尚、ブランチを切って新たなブランチを作る際のブランチの名前は各々が勝手に決めることができるがこのホームページを作る場合は自分のGitHub名をつけたブランチを作成して開発を進めてもらう。

  • checkout

基本的にはブランチを切り替えるコマンドとして使用する。リモートリポジトリからクローンしてローカルリポジトリを作成した際にはmasterブランチになっている。このまま開発を進めると、本元をいじることになる(誤ってmasterブランチで開発を進めていたとしてもローカルリポジトリのものをリモートに統合しなければ害は出ないが)。

そのためbranchコマンドで作成したブランチに切り替えて開発を行う。

  • addとcommit

addとcommitについては下の図がかなり分かりやすい。

../_images/addcommit.png

ネビ活より図を引用。(なるべく差し替えます)

分かりやすいのはcommitの方だろう。commitは単にローカルリポジトリにどのような変更を行ったかという変更履歴を登録するだけである。すなわちローカルリポジトリの更新だ。

対してaddは、commitすべきファイルとして準備する段階である。図のようにcommit対象を選定してまとめた状態、あるいはまとめて入れた領域をインデックスまたはステージという。addなんてしなくても最初からcommitすればいいじゃんと思う人もいるだろうし、実際筆者もそう思っている。が、この方が都合がよいことがあるのだろう。

  • push

pushはローカルリポジトリの内容をリモートリポジトリにアップロードするときに使用する。先ほどcommitでローカルリポジトリの更新を行ったが、それをリモートリポジトリにも反映するということである。

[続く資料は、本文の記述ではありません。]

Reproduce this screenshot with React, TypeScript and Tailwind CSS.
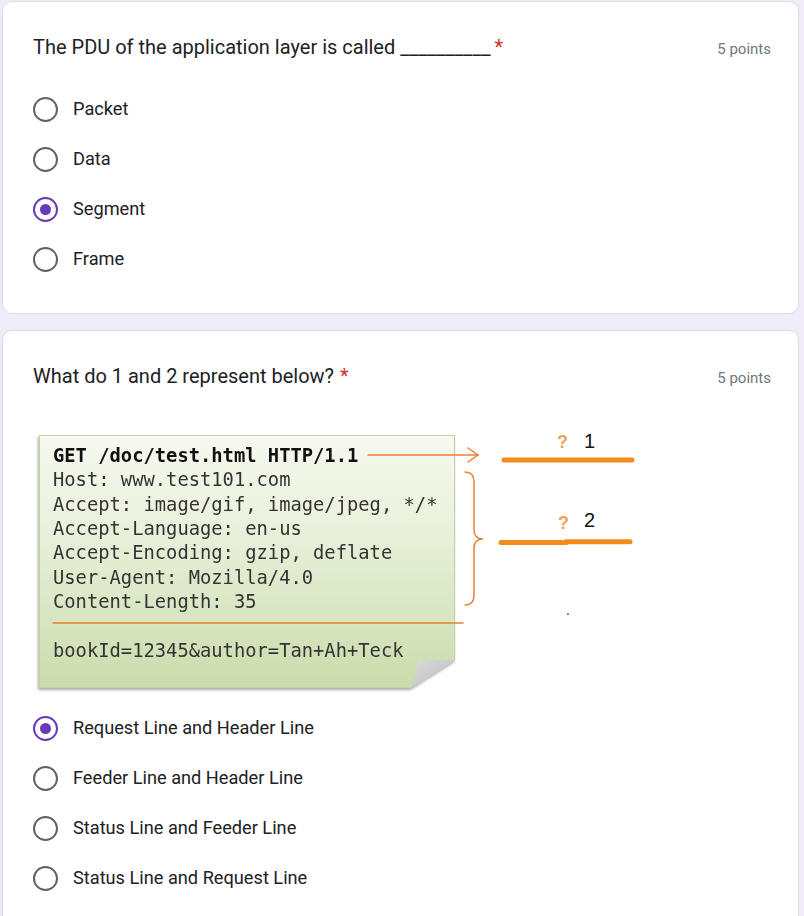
import React from "react";

const PDU_OPTIONS = ["Packet", "Data", "Segment", "Frame"];
const HTTP_OPTIONS = [
  "Request Line and Header Line",
  "Feeder Line and Header Line",
  "Status Line and Feeder Line",
  "Status Line and Request Line",
];

const HEADER_LINES = [
  "Host: www.test101.com",
  "Accept: image/gif, image/jpeg, */*",
  "Accept-Language: en-us",
  "Accept-Encoding: gzip, deflate",
  "User-Agent: Mozilla/4.0",
  "Content-Length: 35",
];

function Radio({ checked }: { checked: boolean }) {
  return (
    <span
      className={`flex h-[25px] w-[25px] shrink-0 items-center justify-center rounded-full border-[2.5px] ${
        checked ? "border-[#673ab7]" : "border-[#5f6368]"
      }`}
    >
      {checked && <span className="h-[11px] w-[11px] rounded-full bg-[#673ab7]" />}
    </span>
  );
}

function Options({ items, selected }: { items: string[]; selected: string }) {
  return (
    <div>
      {items.map((label) => (
        <div key={label} className="flex h-[50px] items-center gap-[15px] text-[18.2px] text-[#202124]">
          <Radio checked={label === selected} />
          <span>{label}</span>
        </div>
      ))}
    </div>
  );
}

function Header({ title, starGap }: { title: string; starGap: string }) {
  return (
    <div className="flex items-baseline justify-between">
      <h2 className="text-[20px] leading-[30px] text-[#202124]">
        {title}
        <span className={`${starGap} text-[#d93025]`}>*</span>
      </h2>
      <span className="text-[15px] text-[#70757a]">5 points</span>
    </div>
  );
}

// HTTP request sticky note with the "? 1" / "? 2" blanks
function RequestFigure() {
  return (
    <div className="relative mt-[29px] h-[275px] w-[610px] pl-[6px] pt-[15px]">
      <div className="relative h-[253px] w-[416px] [filter:drop-shadow(-1px_2px_1.5px_rgba(60,70,40,0.45))]">
        <div className="h-full w-full border border-[#c3d3a6] bg-[linear-gradient(180deg,#f6f9ef_0%,#e8f0d9_40%,#d6e4bf_75%,#cbdcab_100%)] pl-[13px] pt-[8px] font-['DejaVu_Sans_Mono',monospace] text-[18.8px] leading-[24.33px] text-[#333] [clip-path:polygon(0_0,100%_0,100%_225px,372px_253px,0_253px)]">
          <div className="font-bold text-[#111]">GET /doc/test.html HTTP/1.1</div>
          {HEADER_LINES.map((l) => (
            <div key={l} className="whitespace-pre">{l}</div>
          ))}
          <div className="mt-[24.5px]">bookId=12345&amp;author=Tan+Ah+Teck</div>
        </div>
        <svg className="absolute left-0 top-0" width="416" height="253">
          <defs>
            <linearGradient id="fold" x1="0" y1="0" x2="1" y2="1">
              <stop offset="0" stopColor="#dcdcdc" />
              <stop offset="1" stopColor="#b9b9b9" />
            </linearGradient>
          </defs>
          <polygon points="380,225 416,225 372,253" fill="url(#fold)" />
        </svg>
      </div>

      <svg className="pointer-events-none absolute left-0 top-0" width="610" height="275">
        <g stroke="#ea8035" strokeWidth="1.5" fill="none" strokeLinecap="round">
          <line x1="335" y1="35" x2="445" y2="35" />
          <polyline points="435,28 445,35 435,42" />
          <path d="M432,52 Q441,52 441,62 L441,110 Q441,119 450,119 Q441,119 441,128 L441,175 Q441,185 432,185" />
          <line x1="20" y1="203" x2="430" y2="203" />
        </g>
        <g stroke="#f28c1c" strokeWidth="5" strokeLinecap="round">
          <line x1="471" y1="40" x2="599" y2="40" />
          <line x1="468" y1="122.6" x2="533" y2="122.6" />
          <line x1="533" y1="121.8" x2="597" y2="121.8" />
        </g>
        <g fontFamily="'Liberation Sans', Arial, sans-serif">
          <text x="524" y="28" fontSize="18" fontWeight="bold" fill="#f2a157">?</text>
          <text x="551" y="28" fontSize="20" fill="#111">1</text>
          <text x="525" y="109" fontSize="18" fontWeight="bold" fill="#f2a157">?</text>
          <text x="551" y="107" fontSize="20" fill="#111">2</text>
        </g>
        <circle cx="535" cy="194" r="0.9" fill="#555" />
      </svg>
    </div>
  );
}

export default function App() {
  return (
    <div className="min-h-[916px] bg-[#f0ebf8] pt-px font-['Roboto','Liberation_Sans',sans-serif]">
      <div className="ml-[2px] w-[797px] rounded-[10px] border border-[#dadce0] bg-white pb-[29px] pl-[30px] pr-[27px] pt-[30px]">
        <Header title="The PDU of the application layer is called __________" starGap="ml-[4px]" />
        <div className="mt-[22px]">
          <Options items={PDU_OPTIONS} selected="Segment" />
        </div>
      </div>

      <div className="ml-[2px] mt-[16px] w-[797px] rounded-[10px] border border-[#dadce0] bg-white pb-[29px] pl-[30px] pr-[27px] pt-[30px]">
        <Header title="What do 1 and 2 represent below?" starGap="ml-[6px]" />
        <RequestFigure />
        <div className="mt-[8px]">
          <Options items={HTTP_OPTIONS} selected="Request Line and Header Line" />
        </div>
      </div>
    </div>
  );
}
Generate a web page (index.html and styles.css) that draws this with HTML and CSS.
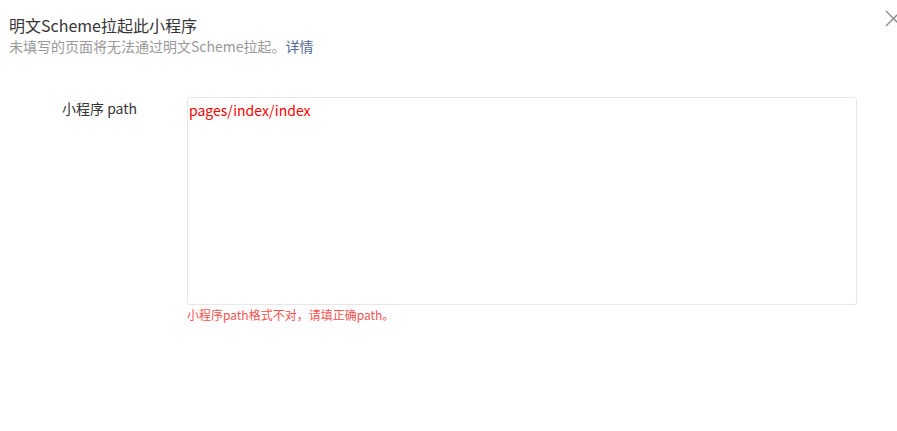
FILE: index.html
```html
<!DOCTYPE html>
<html lang="zh-CN">
<head>
  <meta charset="UTF-8">
  <meta name="viewport" content="width=device-width, initial-scale=1.0">
  <title>明文Scheme拉起此小程序</title>
  <link rel="stylesheet" href="styles.css">
</head>
<body>
  <div id="dialog">
    <div id="dialog-head">
      <h2 class="title">明文Scheme拉起此小程序</h2>
      <p class="desc">未填写的页面将无法通过明文Scheme拉起。<a href="#" class="link">详情</a></p>
    </div>
    <button id="close" aria-label="关闭">
      <svg width="17" height="17" viewBox="0 0 17 17"><path d="M1 1L16 16M16 1L1 16" stroke="#8a8a8a" stroke-width="1.3" fill="none"/></svg>
    </button>

    <div class="form-row">
      <label class="form-label">小程序 path</label>
      <div class="form-control">
        <div class="textarea">pages/index/index</div>
        <p class="form-error">小程序path格式不对，请填正确path。</p>
      </div>
    </div>
  </div>
</body>
</html>
```

FILE: styles.css
```css
body {
  margin: 0;
  font-family: "Noto Sans CJK SC", "Noto Sans", sans-serif;
  background: #fff;
  overflow: hidden;
}

#dialog {
  position: relative;
  height: 431px;
}

#dialog-head {
  padding: 14px 9px 0;
}

.title {
  margin: 0;
  font-size: 16px;
  font-weight: normal;
  line-height: 22px;
  color: #353535;
}

.desc {
  margin: 0;
  font-size: 14px;
  line-height: 20px;
  color: #9a9a9a;
}

.link {
  color: #576b95;
  text-decoration: none;
}

#close {
  position: absolute;
  top: 10px;
  right: -5px;
  padding: 0;
  border: none;
  background: none;
}

.form-row {
  display: flex;
  margin-top: 41px;
}

.form-label {
  width: 125px;
  padding-left: 62px;
  font-size: 14px;
  line-height: 22px;
  color: #353535;
}

.form-control {
  width: 670px;
}

.textarea {
  height: 208px;
  padding: 1px 1px;
  border: 1px solid #e7e7e7;
  border-radius: 3px;
  box-sizing: border-box;
  font-size: 14px;
  line-height: 22px;
  color: #ff0000;
}

.form-error {
  margin: 1px 0 0;
  font-size: 12px;
  line-height: 18px;
  color: #fa5151;
}
```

そもそもブランチはローカルリポジトリとリモートリポジトリで別々に分かれている。 例えばmasterブランチしか存在しないリモートリポジトリからクローンして手元にローカルリポジトリを作成したとする。この場合ローカルにもmasterブランチしか存在しない。ここでブランチを切って新たにonefive13というブランチを作成したとすると、ローカルのポジトリではonefive13のブランチが作成される。この状態でファイルを編集してadd, commit, pushを行うことでリモートリポジトリにもonefive13のブランチが作られ、編集結果がそのブランチにおいて反映される。

  • pull, fetch, merge

この辺りのコマンドをちゃんと使っていない&調べれていないのでとりあえず簡単に書いておきます。

自分が開発したものに誰かがさらに開発を進めた場合、ローカルリポジトリが例えばver1.0なのに対しリモートリポジトリはver3.0なんてことが起こりうる。この場合ver1.0に手を加えるよりも、一度ローカルも3.0に更新した後に自分で開発を進めるべきである。その更新に使用するのが上記のコマンドである。

fetch: リモートリポジトリのorigin/masterの最新情報をローカルに更新する。但し情報を更新するのであってファイル等を更新する訳ではない。

merge: fetchでとってきた更新情報をもとに実際にファイルを更新する。

pull: fetch + mergeである。ならpullを使えばよくてfetchなんて要らないと思うかもしれない。その通りである。この辺りも使用してみないと良さが分からない...。

補足

上の説明でoriginって何?と思った人もいるかもしれない。originとはリモートリポジトリのクローンを行った場合にそのクローン元のURLのことである。